Exercise requirements: Produce a word-for-word copy of the listing below without its pictures.
# Start of Collected material
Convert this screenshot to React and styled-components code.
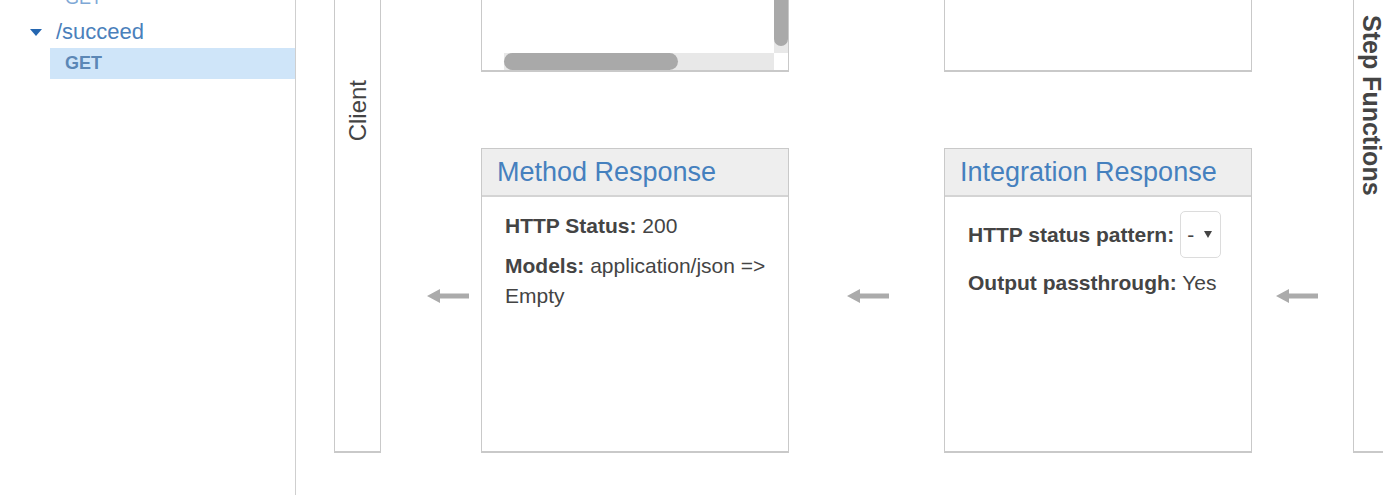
import styled, { createGlobalStyle } from "styled-components";

const GlobalStyle = createGlobalStyle`
  html, body {
    margin: 0;
    height: 100%;
    overflow: hidden;
    background: #fff;
  }
  body {
    font-family: "Liberation Sans", Arial, sans-serif;
    color: #444;
  }
`;

const Page = styled.div`
  display: flex;
  height: 100vh;
  overflow: hidden;
`;

const Sidebar = styled.nav`
  flex: 0 0 295px;
  border-right: 1px solid #cfcfcf;
  overflow: hidden;
`;

const Tree = styled.ul`
  list-style: none;
  margin: -17px 0 0;
  padding: 0;
`;

const ResourceRow = styled.li`
  display: flex;
  align-items: center;
  gap: 14px;
  height: 34px;
  padding: 2px 0 0 30px;
  box-sizing: border-box;
  font-size: 22px;
  line-height: 28px;
  color: #4a80bb;
`;

const Caret = styled.span`
  width: 0;
  height: 0;
  border-left: 6.5px solid transparent;
  border-right: 6.5px solid transparent;
  border-top: 7px solid #2466b0;
  margin-top: 1px;
`;

const MethodRow = styled.li`
  margin-left: 50px;
  height: 31px;
  padding-left: 15px;
  line-height: 31px;
  font-size: 18px;
  font-weight: ${({ $active }) => ($active ? 700 : 400)};
  color: ${({ $active }) => ($active ? "#5b87b6" : "#7ea8d6")};
  background: ${({ $active }) => ($active ? "#cfe5f9" : "transparent")};
`;

const Main = styled.main`
  flex: 1;
  overflow: hidden;
  padding-left: 38px;
`;

const Flow = styled.div`
  display: grid;
  grid-template-columns: 47px 100px 308px 155px 308px 101px 47px;
  grid-template-rows: 303px 305px;
  row-gap: 76px;
  margin-top: -231px;
`;

const SideLabel = styled.div`
  grid-row: 1 / span 2;
  grid-column: ${({ $col }) => $col};
  display: flex;
  align-items: center;
  justify-content: center;
  border: 1px solid #c9c9c9;
  border-bottom-width: 2px;
  padding-bottom: ${({ $lift }) => $lift || 0}px;
  padding-right: ${({ $shift }) => $shift || 0}px;
  box-sizing: border-box;
`;

const SideText = styled.span`
  writing-mode: vertical-rl;
  transform: ${({ $flip }) => ($flip ? "rotate(180deg)" : "none")};
  font-size: ${({ $bold }) => ($bold ? 25 : 24)}px;
  font-weight: ${({ $bold }) => ($bold ? 700 : 400)};
  color: #444;
  white-space: nowrap;
`;

const ArrowCell = styled.div`
  display: flex;
  align-items: center;
  padding-left: ${({ $inset }) => $inset}px;
  padding-bottom: 10px;
`;

const Box = styled.section`
  display: flex;
  flex-direction: column;
  border: 1px solid #c9c9c9;
  border-bottom-width: 2px;
  background: #fff;
  overflow: hidden;
  min-height: 0;
`;

const BoxHeader = styled.header`
  flex: 0 0 45px;
  padding: 1px 15px 0;
  background: #eeeeee;
  border-bottom: 2px solid #d4d4d4;
  font-size: 27px;
  line-height: 45px;
  color: #4580be;
  white-space: nowrap;
`;

const BoxBody = styled.div`
  padding: 14px 12px 0 23px;
  font-size: 21px;
  line-height: 30px;
`;

const Line = styled.div`
  display: flex;
  flex-wrap: wrap;
  align-items: center;
  column-gap: 6px;
  margin-bottom: 10px;
`;

const Text = styled.p`
  margin: 0 0 10px;
`;

const Label = styled.b`
  font-weight: 700;
`;

const Select = styled.div`
  display: inline-flex;
  align-items: center;
  gap: 10px;
  height: 47px;
  padding: 0 8px 0 6px;
  box-sizing: border-box;
  border: 1px solid #dcdcdc;
  border-radius: 5px;
  font-size: 21px;
`;

const SelectCaret = styled.span`
  width: 0;
  height: 0;
  border-left: 4.5px solid transparent;
  border-right: 4.5px solid transparent;
  border-top: 7px solid #444;
`;

const ScrollArea = styled.div`
  flex: 1;
  display: grid;
  grid-template-columns: 1fr 14px;
  grid-template-rows: 1fr 17px;
  min-height: 0;
`;

const VTrack = styled.div`
  display: flex;
  flex-direction: column;
  background: #e8e8e8;
  padding-bottom: 7px;
`;

const VThumb = styled.div`
  flex: 1;
  background: #a9a9a9;
  border-radius: 0 0 7px 7px;
`;

const HTrack = styled.div`
  margin-left: 22px;
  background: #e8e8e8;
`;

const HThumb = styled.div`
  width: 174px;
  height: 100%;
  background: #a9a9a9;
  border-radius: 9px;
`;

function Arrow({ dir = "left" }) {
  return (
    <svg
      width="42"
      height="16"
      viewBox="0 0 42 16"
      style={{ transform: dir === "right" ? "scaleX(-1)" : "none" }}
    >
      <path d="M0 8 L13 1 L13 5.5 L42 5.5 L42 10.5 L13 10.5 L13 15 Z" fill="#ababab" />
    </svg>
  );
}

export default function App() {
  return (
    <Page>
      <GlobalStyle />
      <Sidebar>
        <Tree>
          <MethodRow>GET</MethodRow>
          <ResourceRow>
            <Caret />
            /succeed
          </ResourceRow>
          <MethodRow $active>GET</MethodRow>
        </Tree>
      </Sidebar>

      <Main>
        <Flow>
          <SideLabel $col={1}>
            <SideText $flip>Client</SideText>
          </SideLabel>

          <ArrowCell $inset={46}>
            <Arrow dir="right" />
          </ArrowCell>

          <Box>
            <BoxHeader>Method Request</BoxHeader>
            <BoxBody>
              <Text>
                <Label>Auth:</Label> NONE
              </Text>
            </BoxBody>
            <ScrollArea>
              <div />
              <VTrack>
                <VThumb />
              </VTrack>
              <HTrack>
                <HThumb />
              </HTrack>
              <div />
            </ScrollArea>
          </Box>

          <ArrowCell $inset={58}>
            <Arrow dir="right" />
          </ArrowCell>

          <Box>
            <BoxHeader>Integration Request</BoxHeader>
            <BoxBody>
              <Text>
                <Label>Type:</Label> AWS Service
              </Text>
            </BoxBody>
          </Box>

          <ArrowCell $inset={24}>
            <Arrow dir="right" />
          </ArrowCell>

          <SideLabel $col={7} $lift={10} $shift={10}>
            <SideText $bold>Step Functions</SideText>
          </SideLabel>

          <ArrowCell $inset={46}>
            <Arrow />
          </ArrowCell>

          <Box>
            <BoxHeader>Method Response</BoxHeader>
            <BoxBody>
              <Text>
                <Label>HTTP Status:</Label> 200
              </Text>
              <Text>
                <Label>Models:</Label> application/json =&gt; Empty
              </Text>
            </BoxBody>
          </Box>

          <ArrowCell $inset={58}>
            <Arrow />
          </ArrowCell>

          <Box>
            <BoxHeader>Integration Response</BoxHeader>
            <BoxBody>
              <Line>
                <Label>HTTP status pattern:</Label>
                <Select>
                  -
                  <SelectCaret />
                </Select>
              </Line>
              <Text>
                <Label>Output passthrough:</Label> Yes
              </Text>
            </BoxBody>
          </Box>

          <ArrowCell $inset={24}>
            <Arrow />
          </ArrowCell>
        </Flow>
      </Main>
    </Page>
  );
}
# End of Collected material
Final answer:
Convert this screenshot to React and styled-components code.
import styled, { createGlobalStyle } from "styled-components";

const GlobalStyle = createGlobalStyle`
  html, body {
    margin: 0;
    height: 100%;
    overflow: hidden;
    background: #fff;
  }
  body {
    font-family: "Liberation Sans", Arial, sans-serif;
    color: #444;
  }
`;

const Page = styled.div`
  display: flex;
  height: 100vh;
  overflow: hidden;
`;

const Sidebar = styled.nav`
  flex: 0 0 295px;
  border-right: 1px solid #cfcfcf;
  overflow: hidden;
`;

const Tree = styled.ul`
  list-style: none;
  margin: -17px 0 0;
  padding: 0;
`;

const ResourceRow = styled.li`
  display: flex;
  align-items: center;
  gap: 14px;
  height: 34px;
  padding: 2px 0 0 30px;
  box-sizing: border-box;
  font-size: 22px;
  line-height: 28px;
  color: #4a80bb;
`;

const Caret = styled.span`
  width: 0;
  height: 0;
  border-left: 6.5px solid transparent;
  border-right: 6.5px solid transparent;
  border-top: 7px solid #2466b0;
  margin-top: 1px;
`;

const MethodRow = styled.li`
  margin-left: 50px;
  height: 31px;
  padding-left: 15px;
  line-height: 31px;
  font-size: 18px;
  font-weight: ${({ $active }) => ($active ? 700 : 400)};
  color: ${({ $active }) => ($active ? "#5b87b6" : "#7ea8d6")};
  background: ${({ $active }) => ($active ? "#cfe5f9" : "transparent")};
`;

const Main = styled.main`
  flex: 1;
  overflow: hidden;
  padding-left: 38px;
`;

const Flow = styled.div`
  display: grid;
  grid-template-columns: 47px 100px 308px 155px 308px 101px 47px;
  grid-template-rows: 303px 305px;
  row-gap: 76px;
  margin-top: -231px;
`;

const SideLabel = styled.div`
  grid-row: 1 / span 2;
  grid-column: ${({ $col }) => $col};
  display: flex;
  align-items: center;
  justify-content: center;
  border: 1px solid #c9c9c9;
  border-bottom-width: 2px;
  padding-bottom: ${({ $lift }) => $lift || 0}px;
  padding-right: ${({ $shift }) => $shift || 0}px;
  box-sizing: border-box;
`;

const SideText = styled.span`
  writing-mode: vertical-rl;
  transform: ${({ $flip }) => ($flip ? "rotate(180deg)" : "none")};
  font-size: ${({ $bold }) => ($bold ? 25 : 24)}px;
  font-weight: ${({ $bold }) => ($bold ? 700 : 400)};
  color: #444;
  white-space: nowrap;
`;

const ArrowCell = styled.div`
  display: flex;
  align-items: center;
  padding-left: ${({ $inset }) => $inset}px;
  padding-bottom: 10px;
`;

const Box = styled.section`
  display: flex;
  flex-direction: column;
  border: 1px solid #c9c9c9;
  border-bottom-width: 2px;
  background: #fff;
  overflow: hidden;
  min-height: 0;
`;

const BoxHeader = styled.header`
  flex: 0 0 45px;
  padding: 1px 15px 0;
  background: #eeeeee;
  border-bottom: 2px solid #d4d4d4;
  font-size: 27px;
  line-height: 45px;
  color: #4580be;
  white-space: nowrap;
`;

const BoxBody = styled.div`
  padding: 14px 12px 0 23px;
  font-size: 21px;
  line-height: 30px;
`;

const Line = styled.div`
  display: flex;
  flex-wrap: wrap;
  align-items: center;
  column-gap: 6px;
  margin-bottom: 10px;
`;

const Text = styled.p`
  margin: 0 0 10px;
`;

const Label = styled.b`
  font-weight: 700;
`;

const Select = styled.div`
  display: inline-flex;
  align-items: center;
  gap: 10px;
  height: 47px;
  padding: 0 8px 0 6px;
  box-sizing: border-box;
  border: 1px solid #dcdcdc;
  border-radius: 5px;
  font-size: 21px;
`;

const SelectCaret = styled.span`
  width: 0;
  height: 0;
  border-left: 4.5px solid transparent;
  border-right: 4.5px solid transparent;
  border-top: 7px solid #444;
`;

const ScrollArea = styled.div`
  flex: 1;
  display: grid;
  grid-template-columns: 1fr 14px;
  grid-template-rows: 1fr 17px;
  min-height: 0;
`;

const VTrack = styled.div`
  display: flex;
  flex-direction: column;
  background: #e8e8e8;
  padding-bottom: 7px;
`;

const VThumb = styled.div`
  flex: 1;
  background: #a9a9a9;
  border-radius: 0 0 7px 7px;
`;

const HTrack = styled.div`
  margin-left: 22px;
  background: #e8e8e8;
`;

const HThumb = styled.div`
  width: 174px;
  height: 100%;
  background: #a9a9a9;
  border-radius: 9px;
`;

function Arrow({ dir = "left" }) {
  return (
    <svg
      width="42"
      height="16"
      viewBox="0 0 42 16"
      style={{ transform: dir === "right" ? "scaleX(-1)" : "none" }}
    >
      <path d="M0 8 L13 1 L13 5.5 L42 5.5 L42 10.5 L13 10.5 L13 15 Z" fill="#ababab" />
    </svg>
  );
}

export default function App() {
  return (
    <Page>
      <GlobalStyle />
      <Sidebar>
        <Tree>
          <MethodRow>GET</MethodRow>
          <ResourceRow>
            <Caret />
            /succeed
          </ResourceRow>
          <MethodRow $active>GET</MethodRow>
        </Tree>
      </Sidebar>

      <Main>
        <Flow>
          <SideLabel $col={1}>
            <SideText $flip>Client</SideText>
          </SideLabel>

          <ArrowCell $inset={46}>
            <Arrow dir="right" />
          </ArrowCell>

          <Box>
            <BoxHeader>Method Request</BoxHeader>
            <BoxBody>
              <Text>
                <Label>Auth:</Label> NONE
              </Text>
            </BoxBody>
            <ScrollArea>
              <div />
              <VTrack>
                <VThumb />
              </VTrack>
              <HTrack>
                <HThumb />
              </HTrack>
              <div />
            </ScrollArea>
          </Box>

          <ArrowCell $inset={58}>
            <Arrow dir="right" />
          </ArrowCell>

          <Box>
            <BoxHeader>Integration Request</BoxHeader>
            <BoxBody>
              <Text>
                <Label>Type:</Label> AWS Service
              </Text>
            </BoxBody>
          </Box>

          <ArrowCell $inset={24}>
            <Arrow dir="right" />
          </ArrowCell>

          <SideLabel $col={7} $lift={10} $shift={10}>
            <SideText $bold>Step Functions</SideText>
          </SideLabel>

          <ArrowCell $inset={46}>
            <Arrow />
          </ArrowCell>

          <Box>
            <BoxHeader>Method Response</BoxHeader>
            <BoxBody>
              <Text>
                <Label>HTTP Status:</Label> 200
              </Text>
              <Text>
                <Label>Models:</Label> application/json =&gt; Empty
              </Text>
            </BoxBody>
          </Box>

          <ArrowCell $inset={58}>
            <Arrow />
          </ArrowCell>

          <Box>
            <BoxHeader>Integration Response</BoxHeader>
            <BoxBody>
              <Line>
                <Label>HTTP status pattern:</Label>
                <Select>
                  -
                  <SelectCaret />
                </Select>
              </Line>
              <Text>
                <Label>Output passthrough:</Label> Yes
              </Text>
            </BoxBody>
          </Box>

          <ArrowCell $inset={24}>
            <Arrow />
          </ArrowCell>
        </Flow>
      </Main>
    </Page>
  );
}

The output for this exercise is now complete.